There were scores of shops on either side of the main road, but not as we know them in the West. These are adjuncts to the family dwelling, so there were always old people and children about, the latter playing almost under the wheels of passing cars. Elsewhere, there were cluttered little workshops, usually with two or three men sitting out in front drinking coffee or pulling from a hookah.
The smell of cooking was everywhere; falafel, or mutton ribs or a shank over an open fire by the roadside, much of it dominated by the powerful scent of cardamom.
In those days, if you sat on the flat roof of one of the houses near where Samy Talj ran his little garage, you could see much of the surrounding countryside, usually with a couple of GPMGs covering local ground from behind clusters of sandbags. Anybody who has used a ‘Gimpey’ in combat knows what a comfort these guns are in a scrap.
These were Western weapons though, and the SLA used captured Soviet stuff. I concluded from the deafening silence from my escort on this subject that they’d probably been filched from one of the UN squads.
Unlike Beirut, where everything leads up to the mountains, the country around Marj’Ayoun is largely rock-strewn. Many of the high points were defended, though you saw little of those fortifications from the town. In the valleys and wadis between them, there had been some hard fighting.
To the south, on the road to Metullah and what was known for many years as the Israeli ‘Good Fence’ border crossing, you could just make out El Qlaiaa, another Christian town. The place became unsafe after Ahmed al-Hallaq, the SLA security chief, was abducted by some of his own men who had been got at by the Hizbollah command. They were paid good money to hand him over to the Party of God. In Israel such an act would be roughly analogous to Hamas partisans kidnapping the head of Shin Bet, torturing him and then putting him to death.
That is what Hizbollah did, I was told often enough. They forced al-Hallaq to reveal the names of many of his agents, who were then rounded up or killed. He couldn’t resist their entreaties, they said afterwards, because they had their own ways of making him talk and the human body can only take so much …
From the same roof you could also see some of the buildings on the outskirts of El Khiam, with its notorious prison that during the Israeli period of occupation drew a lot of attention, especially from human rights groups. There was plenty happening at Khiam when I was around – a bit like Guantanamo today – but it wasn’t the sort of place that visiting journalists made too much of.
Both the Israelis and the SLA always maintained that the prison inmates were criminals who had committed what were euphemistically referred to as ‘military crimes’. There were no details given, even if you asked, except that if Khiam did not exist, ‘then the war would go badly for everyone’, an Israel colonel told me.
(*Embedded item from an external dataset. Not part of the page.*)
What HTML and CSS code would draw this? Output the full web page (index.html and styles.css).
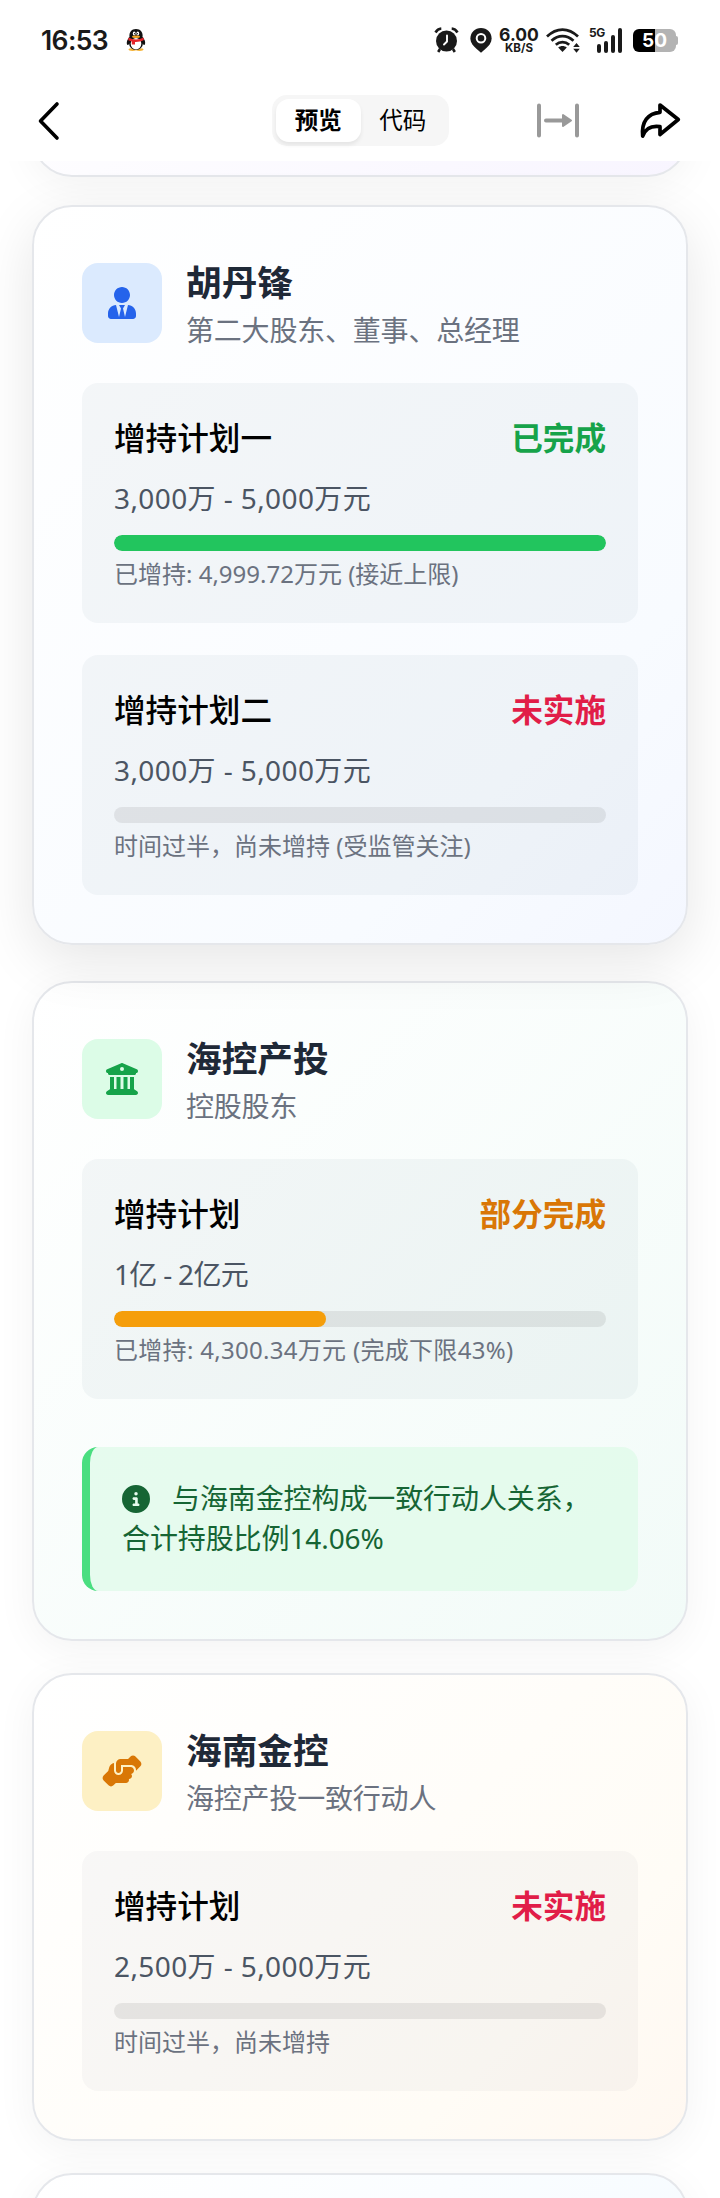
FILE: index.html
```html
<!DOCTYPE html>
<html lang="zh-CN">
<head>
    <meta charset="UTF-8">
    <meta name="viewport" content="width=device-width, initial-scale=1.0">
    <title>增持计划</title>
    <link rel="stylesheet" href="styles.css">
</head>
<body>
<header class="top">
    <div class="status-bar">
        <span class="time">16:53</span>
        <svg class="penguin" width="20" height="24" viewBox="0 0 20 24">
            <ellipse cx="6.5" cy="21.6" rx="4" ry="1.4" fill="#f5b335"/>
            <ellipse cx="13.5" cy="21.6" rx="4" ry="1.4" fill="#f5b335"/>
            <path d="M3.5 9C.5 12 .2 16 1.6 17c1 .3 2-2 2-2l12.800 0s1 2.300 2 2c1.400-1 1.100-5-1.900-8z" fill="#111"/>
            <ellipse cx="10" cy="15" rx="7" ry="7" fill="#111"/>
            <ellipse cx="10" cy="15.800" rx="5.300" ry="5.700" fill="#fff"/>
            <path d="M3.500 9.500C2.800 4 5.500 1 10 1s7.200 3 6.500 8.500z" fill="#111"/>
            <ellipse cx="8.200" cy="5.500" rx="1.400" ry="1.900" fill="#fff"/>
            <ellipse cx="11.800" cy="5.500" rx="1.400" ry="1.900" fill="#fff"/>
            <circle cx="8.600" cy="5.700" r=".6" fill="#111"/>
            <circle cx="11.400" cy="5.700" r=".6" fill="#111"/>
            <ellipse cx="10" cy="8.700" rx="4" ry="1.200" fill="#f5a623"/>
            <path d="M2.500 9.500c4.500 2.500 10.500 2.500 15 0l.4 2.600c-3 1.600-6 2-8.900 1.900v2.500H5.800v-3l-3.500-1.300z" fill="#e5252a"/>
        </svg>
        <div class="status-icons">
            <svg class="alarm" width="25" height="26" viewBox="0 0 25 26">
                <circle cx="12.500" cy="14" r="10.500" fill="#1a1a1a"/>
                <path d="M1.500 5.500C3 2.800 4.800 1.700 7.300 1.500M23.500 5.500C22 2.800 20.200 1.700 17.700 1.500M6 22l-1.800 3M19 22l1.800 3" fill="none" stroke="#1a1a1a" stroke-width="2.600"/>
                <path d="M13 8.500v6l-3 3" fill="none" stroke="#fff" stroke-width="1.900" stroke-linecap="round"/>
            </svg>
            <svg class="pin" width="22" height="25" viewBox="0 0 22 25">
                <path d="M11 0C5 0 .4 4.500.4 10.300c0 4.500 2.800 7.500 6.600 11l4 3.500 4-3.500c3.800-3.500 6.600-6.500 6.600-11C21.600 4.500 17 0 11 0z" fill="#1a1a1a"/>
                <circle cx="11" cy="10.300" r="4.300" fill="none" stroke="#fff" stroke-width="2"/>
            </svg>
            <div class="speed"><b>6.00</b><span>KB/S</span></div>
            <svg class="wifi" width="35" height="25" viewBox="0 0 35 25">
                <g fill="none" stroke="#1a1a1a" stroke-width="2.700">
                    <path d="M1 8.500C10.500-.8 22.500-.8 32 8.500"/>
                    <path d="M5.500 12.800c6.700-6.200 15.300-6.200 22 0"/>
                    <path d="M9.800 16.800c4-3.600 9.400-3.600 13.400 0"/>
                </g>
                <path d="M16.500 24l-4.300-4.600c2.500-2 6.100-2 8.600 0z" fill="#1a1a1a"/>
                <path d="M30.500 15l3.300 4h-6.600zM30.500 24.800l3.300-4h-6.600z" fill="#1a1a1a"/>
            </svg>
            <div class="signal">
                <span>5G</span>
                <i class="bar-1"></i><i class="bar-2"></i><i class="bar-3"></i><i class="bar-4"></i>
            </div>
            <div class="battery">50</div>
        </div>
    </div>
    <div class="nav-bar">
        <svg class="back" width="24" height="40" viewBox="0 0 24 40">
            <path d="M21 3L4.500 20 21 37" fill="none" stroke="#000" stroke-width="3.600" stroke-linecap="round" stroke-linejoin="round"/>
        </svg>
        <div class="tabs">
            <button class="tab active">预览</button>
            <button class="tab">代码</button>
        </div>
        <svg class="expand" width="44" height="36" viewBox="0 0 44 36">
            <path d="M3 2.500v30M41 2.500v30M10 17.500h19" fill="none" stroke="#999" stroke-width="4" stroke-linecap="round"/>
            <path d="M27 12v11l8-5.500z" fill="#999" stroke="#999" stroke-width="2" stroke-linejoin="round"/>
        </svg>
        <svg class="share" width="42" height="38" viewBox="0 0 42 38">
            <path d="M21 3L39.300 17.500 21 32.500V24.700C12.500 23.500 6.500 26.500 3.700 34 2.200 19.500 9 11.300 21 10.300z" fill="none" stroke="#000" stroke-width="3.700" stroke-linejoin="round"/>
        </svg>
    </div>
</header>

<main class="content">
    <section class="card purple peek-top"></section>

    <section class="card blue raised">
        <div class="holder">
            <div class="avatar">
                <svg width="28" height="32" viewBox="0 0 448 512"><path fill="currentColor" d="M224 256c70.700 0 128-57.300 128-128S294.700 0 224 0 96 57.300 96 128s57.300 128 128 128zm95.800 32.600L272 480l-32-136 32-56h-96l32 56-32 136-47.800-191.400C56.900 292 0 350.300 0 422.400V464c0 26.500 21.500 48 48 48h352c26.500 0 48-21.500 48-48v-41.600c0-72.100-56.900-130.400-128.200-133.800z"/></svg>
            </div>
            <div>
                <h3>胡丹锋</h3>
                <p>第二大股东、董事、总经理</p>
            </div>
        </div>
        <div class="plan">
            <div class="plan-head"><span>增持计划一</span><strong class="done">已完成</strong></div>
            <div class="amount">3,000万 - 5,000万元</div>
            <div class="progress"><div class="fill-green" style="width: 100%"></div></div>
            <div class="remark">已增持: 4,999.72万元 (接近上限)</div>
        </div>
        <div class="plan">
            <div class="plan-head"><span>增持计划二</span><strong class="pending">未实施</strong></div>
            <div class="amount">3,000万 - 5,000万元</div>
            <div class="progress"></div>
            <div class="remark">时间过半，尚未增持 (受监管关注)</div>
        </div>
    </section>

    <section class="card green">
        <div class="holder">
            <div class="avatar">
                <svg width="32" height="32" viewBox="0 0 512 512"><path fill="currentColor" d="M243.400 2.600l-224 96c-14 6-21.800 21-18.700 35.800S16.800 160 32 160v8c0 13.300 10.700 24 24 24H456c13.300 0 24-10.700 24-24v-8c15.200 0 28.300-10.700 31.300-25.600s-4.800-29.900-18.700-35.800l-224-96c-8-3.400-17.200-3.400-25.200 0zM128 224H64V420.300c-.6 .3-1.200 .7-1.800 1.100l-48 32c-11.700 7.800-17 22.400-12.900 35.900S17.900 512 32 512H480c14.100 0 26.500-9.200 30.600-22.700s-1.100-28.100-12.900-35.900l-48-32c-.6-.4-1.200-.7-1.800-1.100V224H384V416H344V224H280V416H232V224H168V416H128V224zM256 64a32 32 0 1 1 0 64 32 32 0 1 1 0-64z"/></svg>
            </div>
            <div>
                <h3>海控产投</h3>
                <p>控股股东</p>
            </div>
        </div>
        <div class="plan">
            <div class="plan-head"><span>增持计划</span><strong class="partial">部分完成</strong></div>
            <div class="amount tight">1亿 - 2亿元</div>
            <div class="progress"><div class="fill-amber" style="width: 43%"></div></div>
            <div class="remark loose">已增持: 4,300.34万元 (完成下限43%)</div>
        </div>
        <div class="notice">
            <svg width="28" height="28" viewBox="0 0 512 512"><path fill="currentColor" d="M256 512A256 256 0 1 0 256 0a256 256 0 1 0 0 512zM216 336h24V272H216c-13.300 0-24-10.700-24-24s10.700-24 24-24h48c13.300 0 24 10.700 24 24v88h8c13.300 0 24 10.700 24 24s-10.700 24-24 24H216c-13.300 0-24-10.700-24-24s10.700-24 24-24zm40-208a32 32 0 1 1 0 64 32 32 0 1 1 0-64z"/></svg>与海南金控构成一致行动人关系，<br>合计持股比例14.06%
        </div>
    </section>

    <section class="card amber">
        <div class="holder">
            <div class="avatar">
                <svg width="40" height="32" viewBox="0 0 640 512"><path fill="currentColor" d="M544 248v3.300l69.700-69.700c21.900-21.900 21.900-57.300 0-79.200L535.600 24.400c-21.900-21.900-57.300-21.900-79.200 0L416.300 64.500c-2.700-.3-5.500-.5-8.300-.5H296c-37.100 0-67.600 28-71.600 64H224V248c0 22.100 17.900 40 40 40s40-17.900 40-40V176v-16H464c44.200 0 80 35.800 80 80v8zM336 192v56c0 39.800-32.200 72-72 72s-72-32.200-72-72V129.400c-35.900 6.200-65.800 32.300-76 68.200L99.500 255.200 26.300 328.400c-21.900 21.900-21.900 57.300 0 79.200l78.100 78.100c21.900 21.900 57.300 21.900 79.200 0l37.700-37.700c.9 0 1.800 .1 2.700 .1H384c26.500 0 48-21.500 48-48c0-5.600-1-11-2.700-16H432c26.500 0 48-21.500 48-48c0-12.800-5-24.400-13.200-33c25.700-5 45.100-27.600 45.200-54.800v-.4c-.1-30.800-25.100-55.800-56-55.800l-120 0z"/></svg>
            </div>
            <div>
                <h3>海南金控</h3>
                <p>海控产投一致行动人</p>
            </div>
        </div>
        <div class="plan">
            <div class="plan-head"><span>增持计划</span><strong class="pending">未实施</strong></div>
            <div class="amount">2,500万 - 5,000万元</div>
            <div class="progress"></div>
            <div class="remark">时间过半，尚未增持</div>
        </div>
    </section>

    <section class="card sky peek-bottom"></section>
</main>
</body>
</html>
```

FILE: styles.css
```css
* {
    box-sizing: border-box;
}

body {
    margin: 0;
    height: 2198px;
    overflow: hidden;
    display: flex;
    flex-direction: column;
    background: #fff;
    font-family: "Noto Sans", "Noto Sans CJK SC", sans-serif;
    color: #000;
}

svg {
    display: block;
    flex: none;
}

/* phone status bar + viewer toolbar */
.top {
    flex: none;
    height: 161px;
    background: #fff;
}

.status-bar {
    height: 80px;
    padding: 0 44px 0 41px;
    display: flex;
    align-items: center;
    color: #1a1a1a;
}

.time {
    width: 68px;
    font-family: Inter, sans-serif;
    font-size: 26.5px;
    font-weight: 600;
    letter-spacing: -0.6px;
}

.penguin {
    margin-left: 17px;
}

.status-icons {
    margin-left: auto;
    display: flex;
    align-items: center;
    font-family: Inter, sans-serif;
}

.pin {
    margin-left: 11px;
}

.speed {
    width: 40px;
    margin-left: 7px;
    display: flex;
    flex-direction: column;
    align-items: center;
    line-height: 1;
}

.speed b {
    font-size: 17.5px;
    line-height: 15px;
    font-weight: 700;
}

.speed span {
    font-size: 11.5px;
    line-height: 12px;
    font-weight: 700;
}

.wifi {
    margin-left: 7px;
}

.signal {
    position: relative;
    width: 33px;
    height: 25px;
    margin-left: 8px;
    display: flex;
    align-items: flex-end;
    justify-content: flex-end;
    gap: 3px;
}

.signal span {
    position: absolute;
    left: 0;
    top: -1px;
    font-size: 12px;
    line-height: 12px;
    font-weight: 700;
    letter-spacing: -0.5px;
}

.signal i {
    width: 4px;
    border-radius: 2px;
    background: #1a1a1a;
}

.bar-1 {
    height: 9px;
}

.bar-2 {
    height: 12px;
}

.bar-3 {
    height: 18px;
}

.bar-4 {
    height: 25px;
}

.battery {
    position: relative;
    width: 43px;
    height: 23px;
    margin-left: 11px;
    border-radius: 6px;
    background: linear-gradient(90deg, #000 22px, #b3b3b3 22px);
    color: #fff;
    font-size: 19px;
    line-height: 24px;
    font-weight: 700;
    text-align: center;
}

.battery::after {
    content: "";
    position: absolute;
    right: -2px;
    top: 7px;
    width: 2px;
    height: 9px;
    border-radius: 0 2px 2px 0;
    background: #b3b3b3;
}

.nav-bar {
    height: 81px;
    padding: 0 39px 0 36px;
    display: flex;
    align-items: center;
}

.tabs {
    display: flex;
    width: 177px;
    height: 51px;
    margin-left: 212px;
    padding: 4px;
    border-radius: 15px;
    background: #f6f6f6;
}

.tab {
    flex: 1;
    height: 43px;
    padding: 0;
    border: none;
    border-radius: 13px;
    background: none;
    color: #000;
    font-family: inherit;
    font-size: 23.5px;
    line-height: 43px;
}

.tab.active {
    background: #fff;
    font-weight: 700;
    box-shadow: 0 3px 4px rgba(0, 0, 0, 0.07);
}

.expand {
    margin-left: 87px;
}

.share {
    margin-left: auto;
}

/* scrolled page */
.content {
    flex: 1;
    min-height: 0;
    overflow: hidden;
    padding: 0 32px;
}

.card {
    margin-bottom: 32px;
    padding: 48px;
    border: 2px solid #e5e7eb;
    border-radius: 40px;
    background: #fff;
    box-shadow: 0 8px 40px rgba(0, 0, 0, 0.05);
}

.card.blue {
    background: linear-gradient(135deg, #fff, #f8fbff 75%, #f4f7ff);
}

.card.green {
    background: linear-gradient(135deg, #fff, #f2fbf8);
}

.card.amber {
    background: linear-gradient(135deg, #fff, #fffcf6 75%, #fff8f1);
}

.card.purple {
    background: linear-gradient(135deg, #fff, #f8f5ff);
}

.card.sky {
    background: linear-gradient(135deg, #fff, #f5fbff);
}

.card.raised {
    transform: translateY(-4px);
    box-shadow: 0 16px 56px rgba(0, 0, 0, 0.1);
}

/* the top edge lands on a fraction of a pixel after scrolling */
.peek-top {
    height: 200px;
    margin-top: -184.4px;
}

.peek-bottom {
    height: 200px;
}

.holder {
    display: flex;
    align-items: center;
    gap: 24px;
    height: 96px;
    margin-bottom: 32px;
}

.avatar {
    width: 80px;
    height: 80px;
    border-radius: 16px;
    display: flex;
    align-items: center;
    justify-content: center;
}

.blue .avatar {
    background: #dbeafe;
    color: #2563eb;
}

.green .avatar {
    background: #dcfce7;
    color: #16a34a;
}

.amber .avatar {
    background: #fdf0c4;
    color: #d97706;
}

.holder h3 {
    margin: 0;
    font-size: 35.7px;
    line-height: 54px;
    font-weight: 700;
    color: #1f2937;
}

.holder p {
    margin: 0;
    font-size: 28px;
    line-height: 42px;
    letter-spacing: -0.2px;
    color: #6b7280;
}

.plan {
    height: 240px;
    padding: 31px 32px 32px;
    border-radius: 16px;
    background: rgba(130, 148, 172, 0.08);
}

.amber .plan {
    background: rgba(110, 116, 128, 0.05);
}

.plan + .plan {
    margin-top: 32px;
}

.plan-head {
    display: flex;
    justify-content: space-between;
    margin-bottom: 16px;
    font-size: 31.6px;
    line-height: 48px;
    font-weight: 500;
}

.plan-head strong {
    font-weight: 700;
}

.done {
    color: #16a34a;
}

.pending {
    color: #e11d48;
}

.partial {
    color: #d97706;
}

.amount {
    font-size: 28px;
    line-height: 40px;
    letter-spacing: 0.4px;
    color: #4b5563;
}

.amount.tight {
    letter-spacing: -0.7px;
}

.progress {
    height: 16px;
    margin-top: 17px;
    border-radius: 8px;
    overflow: hidden;
    background: rgba(0, 0, 0, 0.075);
}

.progress div {
    height: 100%;
    border-radius: 8px;
}

.fill-green {
    background: #22c55e;
}

.fill-amber {
    background: #f59e0b;
}

.remark {
    margin-top: 7px;
    font-size: 24px;
    line-height: 32px;
    color: #6b7280;
}

.remark.loose {
    letter-spacing: 0.3px;
}

.notice {
    height: 144px;
    margin-top: 48px;
    padding: 31px 32px;
    border-left: 8px solid #4ade80;
    border-radius: 16px;
    background: rgba(220, 250, 231, 0.65);
    font-size: 28px;
    line-height: 40px;
    letter-spacing: -0.1px;
    color: #166534;
    white-space: nowrap;
}

.notice svg {
    display: inline-block;
    margin-right: 22px;
    vertical-align: -4px;
}
```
Then Hizbollah might be within small-arms range of Israeli settlements, he warned. He was probably right because now that the IDF has finally pulled back, many Jewish settlements, moshavs and kibbutzims are being fired at from across the fence.
What was disconcerting was when some people in a couple of villages adjacent to Khiam told me that they could sometimes hear prisoners screaming at night. Who knows what went on behind that structure’s 13-foot walls topped with razor wire?
All this was happening in an area roughly 30 miles from east to west and about 8 miles deep and officially under UN control. Those Europeans operating in South Lebanon at the time knew very well about what was going on at El Khiam when the Israelis were still in South Lebanon, but they tended to look the other way whenever this reality faced them. In this peculiar never-never-land, most UN contingents pretended that the place simply didn’t exist.
The man who created the SLA south of Beirut was an Israeli officer, Colonel Yoram Hamizrachi, who was originally a journalist, a very good one, we were told. For the purpose, he was given the rank of lieutenant colonel and told to get on with it. Initially the new unit was called the Christian forces, and only later the South Lebanese Army.
Hamizrachi, whose idea it was in the first place, was an impressive fellow and I got to know him well over the years. After his tour of duty with the IDF, he stayed with me for a while in South Africa and then went on to live in Canada.
Some journalists who arrived at Metullah – where Beata, his German-born wife, and he operated out of – suggested that Hamizrachi’s job with the SLA had all the makings of something quite glamorous and derring-do. It was anything but.
The man was tall and, frankly, far too heavy for the popular notion of an Israeli Army officer. He usually wore a billowing kaftan at home, where he received most of his callers – Jewish or Arab – and that would sometimes give him an almost brooding, Buddha-like image. He was also impressively well-read and as fluent in Arabic as if he’d been born to the culture.